About Lesson
Here’s a summary of everything we discussed:
Bitcoin:
- Bitcoin is a decentralized digital currency.
- It operates on a blockchain, a distributed ledger technology.
- Bitcoin transactions are secured using cryptographic techniques.
- It offers benefits like decentralization, security, and potential for financial gain.
History and Origin of Bitcoin:
- Bitcoin was invented by an anonymous person or group known as Satoshi Nakamoto.
- It was introduced in a whitepaper in 2008 and the Bitcoin network went live in 2009.
The Vision of Satoshi Nakamoto:
- Satoshi Nakamoto’s vision for Bitcoin included creating a peer-to-peer electronic cash system, eliminating the need for intermediaries like banks.

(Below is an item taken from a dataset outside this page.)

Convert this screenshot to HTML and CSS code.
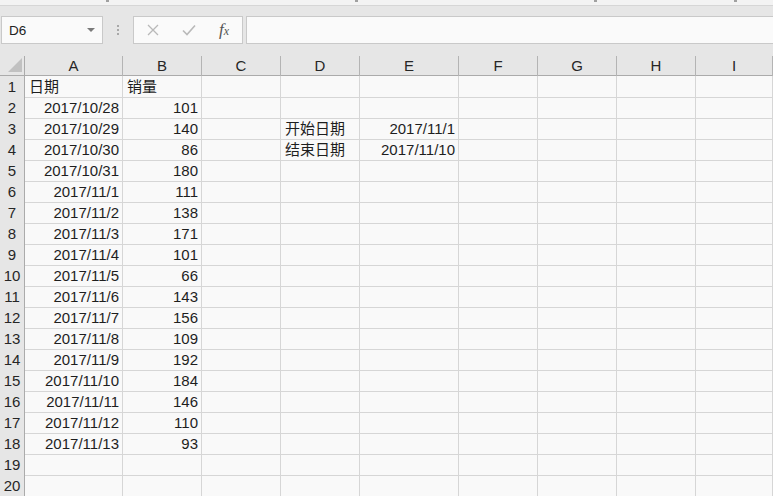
FILE: index.html
```html
<!DOCTYPE html>
<html lang="zh-CN">
<head>
<meta charset="utf-8">
<title>Sheet</title>
<link rel="stylesheet" href="styles.css">
</head>
<body>
<div class="ribbon-edge">
  <span class="mark m1"></span><span class="mark m2"></span><span class="mark m3"></span><span class="mark m4"></span>
</div>
<div class="toolbar">
  <div class="namebox"><span class="name">D6</span><span class="caret"></span></div>
  <div class="grip"><i></i><i></i><i></i></div>
  <div class="fxbox">
    <svg class="ico" width="14" height="14" viewBox="0 0 14 14"><path d="M2 2 L12 12 M12 2 L2 12" stroke="#b9b9b9" stroke-width="1.3" fill="none"/></svg>
    <svg class="ico" width="16" height="14" viewBox="0 0 16 14"><path d="M2 7.5 L6 11.5 L14 2.5" stroke="#b9b9b9" stroke-width="1.6" fill="none"/></svg>
    <span class="fx">f<sub>x</sub></span>
  </div>
  <div class="formula"></div>
</div>
<div class="sheet">
  <div class="hrow">
    <div class="corner"><span class="tri"></span></div>
    <div class="ch">A</div><div class="ch">B</div><div class="ch">C</div><div class="ch">D</div><div class="ch">E</div><div class="ch">F</div><div class="ch">G</div><div class="ch">H</div><div class="ch">I</div>
  </div>
  <div class="row"><div class="rh">1</div><div class="c">日期</div><div class="c">销量</div><div class="c"></div><div class="c"></div><div class="c"></div><div class="c"></div><div class="c"></div><div class="c"></div><div class="c"></div></div>
  <div class="row"><div class="rh">2</div><div class="c n">2017/10/28</div><div class="c n">101</div><div class="c"></div><div class="c"></div><div class="c"></div><div class="c"></div><div class="c"></div><div class="c"></div><div class="c"></div></div>
  <div class="row"><div class="rh">3</div><div class="c n">2017/10/29</div><div class="c n">140</div><div class="c"></div><div class="c">开始日期</div><div class="c n">2017/11/1</div><div class="c"></div><div class="c"></div><div class="c"></div><div class="c"></div></div>
  <div class="row"><div class="rh">4</div><div class="c n">2017/10/30</div><div class="c n">86</div><div class="c"></div><div class="c">结束日期</div><div class="c n">2017/11/10</div><div class="c"></div><div class="c"></div><div class="c"></div><div class="c"></div></div>
  <div class="row"><div class="rh">5</div><div class="c n">2017/10/31</div><div class="c n">180</div><div class="c"></div><div class="c"></div><div class="c"></div><div class="c"></div><div class="c"></div><div class="c"></div><div class="c"></div></div>
  <div class="row"><div class="rh">6</div><div class="c n">2017/11/1</div><div class="c n">111</div><div class="c"></div><div class="c"></div><div class="c"></div><div class="c"></div><div class="c"></div><div class="c"></div><div class="c"></div></div>
  <div class="row"><div class="rh">7</div><div class="c n">2017/11/2</div><div class="c n">138</div><div class="c"></div><div class="c"></div><div class="c"></div><div class="c"></div><div class="c"></div><div class="c"></div><div class="c"></div></div>
  <div class="row"><div class="rh">8</div><div class="c n">2017/11/3</div><div class="c n">171</div><div class="c"></div><div class="c"></div><div class="c"></div><div class="c"></div><div class="c"></div><div class="c"></div><div class="c"></div></div>
  <div class="row"><div class="rh">9</div><div class="c n">2017/11/4</div><div class="c n">101</div><div class="c"></div><div class="c"></div><div class="c"></div><div class="c"></div><div class="c"></div><div class="c"></div><div class="c"></div></div>
  <div class="row"><div class="rh">10</div><div class="c n">2017/11/5</div><div class="c n">66</div><div class="c"></div><div class="c"></div><div class="c"></div><div class="c"></div><div class="c"></div><div class="c"></div><div class="c"></div></div>
  <div class="row"><div class="rh">11</div><div class="c n">2017/11/6</div><div class="c n">143</div><div class="c"></div><div class="c"></div><div class="c"></div><div class="c"></div><div class="c"></div><div class="c"></div><div class="c"></div></div>
  <div class="row"><div class="rh">12</div><div class="c n">2017/11/7</div><div class="c n">156</div><div class="c"></div><div class="c"></div><div class="c"></div><div class="c"></div><div class="c"></div><div class="c"></div><div class="c"></div></div>
  <div class="row"><div class="rh">13</div><div class="c n">2017/11/8</div><div class="c n">109</div><div class="c"></div><div class="c"></div><div class="c"></div><div class="c"></div><div class="c"></div><div class="c"></div><div class="c"></div></div>
  <div class="row"><div class="rh">14</div><div class="c n">2017/11/9</div><div class="c n">192</div><div class="c"></div><div class="c"></div><div class="c"></div><div class="c"></div><div class="c"></div><div class="c"></div><div class="c"></div></div>
  <div class="row"><div class="rh">15</div><div class="c n">2017/11/10</div><div class="c n">184</div><div class="c"></div><div class="c"></div><div class="c"></div><div class="c"></div><div class="c"></div><div class="c"></div><div class="c"></div></div>
  <div class="row"><div class="rh">16</div><div class="c n">2017/11/11</div><div class="c n">146</div><div class="c"></div><div class="c"></div><div class="c"></div><div class="c"></div><div class="c"></div><div class="c"></div><div class="c"></div></div>
  <div class="row"><div class="rh">17</div><div class="c n">2017/11/12</div><div class="c n">110</div><div class="c"></div><div class="c"></div><div class="c"></div><div class="c"></div><div class="c"></div><div class="c"></div><div class="c"></div></div>
  <div class="row"><div class="rh">18</div><div class="c n">2017/11/13</div><div class="c n">93</div><div class="c"></div><div class="c"></div><div class="c"></div><div class="c"></div><div class="c"></div><div class="c"></div><div class="c"></div></div>
  <div class="row"><div class="rh">19</div><div class="c"></div><div class="c"></div><div class="c"></div><div class="c"></div><div class="c"></div><div class="c"></div><div class="c"></div><div class="c"></div><div class="c"></div></div>
  <div class="row"><div class="rh">20</div><div class="c"></div><div class="c"></div><div class="c"></div><div class="c"></div><div class="c"></div><div class="c"></div><div class="c"></div><div class="c"></div><div class="c"></div></div>
</div>
</body>
</html>
```
FILE: styles.css
```css
html, body {
  margin: 0;
  padding: 0;
}
body {
  width: 773px;
  height: 496px;
  overflow: hidden;
  background: #f9f9f9;
  font-family: "Liberation Sans", "Noto Sans CJK SC", sans-serif;
  color: #222;
}
.ribbon-edge {
  height: 5px;
  background: #f3f3f3;
  border-bottom: 1px solid #d6d6d6;
  display: flex;
  align-items: flex-start;
}
.mark {
  width: 3px;
  height: 2px;
  background: #a0a0a0;
}
.m1 { margin-left: 106px; }
.m2 { margin-left: 246px; }
.m3 { margin-left: 236px; }
.m4 { margin-left: 137px; }
.toolbar {
  height: 50px;
  background: #e6e6e6;
  display: flex;
  align-items: flex-start;
  padding-top: 10px;
  box-sizing: border-box;
}
.namebox {
  margin-left: 1px;
  width: 102px;
  height: 28px;
  box-sizing: border-box;
  background: #fafafa;
  border: 1px solid #c9c9c9;
  display: flex;
  align-items: center;
  justify-content: space-between;
  padding: 0 7px 0 7px;
}
.name {
  font-size: 13.5px;
  color: #222;
}
.caret {
  width: 0;
  height: 0;
  border-left: 4px solid transparent;
  border-right: 4px solid transparent;
  border-top: 4px solid #7a7a7a;
}
.grip {
  width: 30px;
  height: 28px;
  display: flex;
  flex-direction: column;
  align-items: center;
  justify-content: center;
  gap: 2px;
}
.grip i {
  width: 2px;
  height: 2px;
  background: #a8a8a8;
}
.fxbox {
  width: 110px;
  height: 28px;
  box-sizing: border-box;
  background: #fafafa;
  border: 1px solid #c9c9c9;
  display: flex;
  align-items: center;
  padding-left: 12px;
  gap: 21px;
}
.fx {
  font-family: "Liberation Serif", serif;
  font-style: italic;
  font-size: 17px;
  color: #555;
  margin-left: 1px;
}
.fx sub {
  font-size: 12px;
  vertical-align: 0;
}
.formula {
  margin-left: 3px;
  flex: 1;
  height: 28px;
  box-sizing: border-box;
  background: #fafafa;
  border: 1px solid #c9c9c9;
  border-right: none;
}
.hrow, .row {
  display: grid;
  grid-template-columns: 25px 98px 79px 79px 79px 99px 79px 79px 79px 1fr;
}
.hrow {
  height: 19px;
  background: #e6e6e6;
  border-bottom: 1px solid #ababab;
}
.corner {
  border-right: 1px solid #ababab;
  position: relative;
}
.tri {
  position: absolute;
  left: 8px;
  top: 2px;
  width: 0;
  height: 0;
  border-left: 14px solid transparent;
  border-bottom: 14px solid #c1c1c1;
}
.ch {
  border-right: 1px solid #b4b4b4;
  text-align: center;
  font-size: 15px;
  line-height: 20px;
  color: #262626;
}
.row {
  height: 21px;
}
.rh {
  background: #e6e6e6;
  border-right: 1px solid #ababab;
  border-bottom: 1px solid #c8c8c8;
  text-align: center;
  font-size: 15px;
  line-height: 21px;
  color: #262626;
}
.c {
  border-right: 1px solid #d6d6d6;
  border-bottom: 1px solid #d6d6d6;
  font-size: 15px;
  line-height: 21px;
  padding: 0 3px 0 4px;
  white-space: nowrap;
  overflow: hidden;
  color: #1e1e1e;
}
.n {
  text-align: right;
}
```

Basics of Blockchain Technology:
- Blockchain is a decentralized and immutable ledger.
- It consists of blocks linked together in a chronological order.
- Each block contains a set of transactions.
- Transactions are verified by network nodes through consensus mechanisms.
Bitcoin Mining:
- Bitcoin mining is the process of validating transactions and adding them to the blockchain.
- Miners compete to solve complex mathematical puzzles to add a new block.
- Mining rewards include newly created bitcoins and transaction fees.
Hash Rate:
- Hash rate is the measure of computational power in the Bitcoin network.
- It represents the number of hashes (computations) performed per second.
- A higher hash rate contributes to network security and mining efficiency.
Proof of Work and Mining Rewards:
- Bitcoin uses a Proof of Work (PoW) consensus mechanism.
- PoW requires miners to solve puzzles to add blocks.
- Miners are rewarded with bitcoins and transaction fees.
Mining Pools:
- Mining pools are groups of miners who combine their computational power.
- They share rewards based on their contributions.
- Pools increase miners’ chances of earning rewards regularly.
Bitcoin Transactions:
- Bitcoin transactions involve sending bitcoins from one address to another.
- Transactions are recorded on the blockchain.
- They require a sender’s private key for verification.
Transaction Lifecycle:
- Transaction initiation, verification, and inclusion in a block.
- Confirmations and network consensus.
- Transaction finality.
Inputs and Outputs:
- Transactions have inputs (sources of bitcoins) and outputs (destination addresses).
- Unspent Transaction Outputs (UTXOs) play a crucial role in transactions.
UTXO Model:
- The UTXO model tracks the unspent bitcoins in the network.
- Each UTXO represents an amount of bitcoins associated with an address.
Wallets:
- Wallets store private keys for managing bitcoins.
- Hot wallets are online and convenient but less secure.
- Cold wallets are offline and more secure.
Wallet Balance and UTXOs:
- A wallet’s balance is the sum of its UTXOs.
- UTXOs define how much bitcoin is available for spending.
Security of Bitcoin Wallets:
- Wallet security is critical to protect against theft.
- Best practices include using hardware wallets, secure backups, and strong passwords.
Choosing a Wallet:
- Select a wallet based on your needs, security preferences, and ease of use.
Wallet Backup and Recovery:
- Back up your wallet’s seed phrase and store it securely.
- Use the seed phrase to recover your wallet in case of loss or theft.
Bitcoin’s Monetary Policy:
- Bitcoin has a fixed supply capped at 21 million bitcoins.
- Halving events reduce block rewards approximately every four years.
Scarcity and the 21 Million Cap:
- Bitcoin’s scarcity and capped supply contribute to its value proposition.
Inflation vs. Deflation in Bitcoin:
- Bitcoin’s controlled inflation contrasts with traditional fiat currency’s inflation.
Bitcoin Halvings:
- Bitcoin halvings reduce miner rewards and control supply issuance.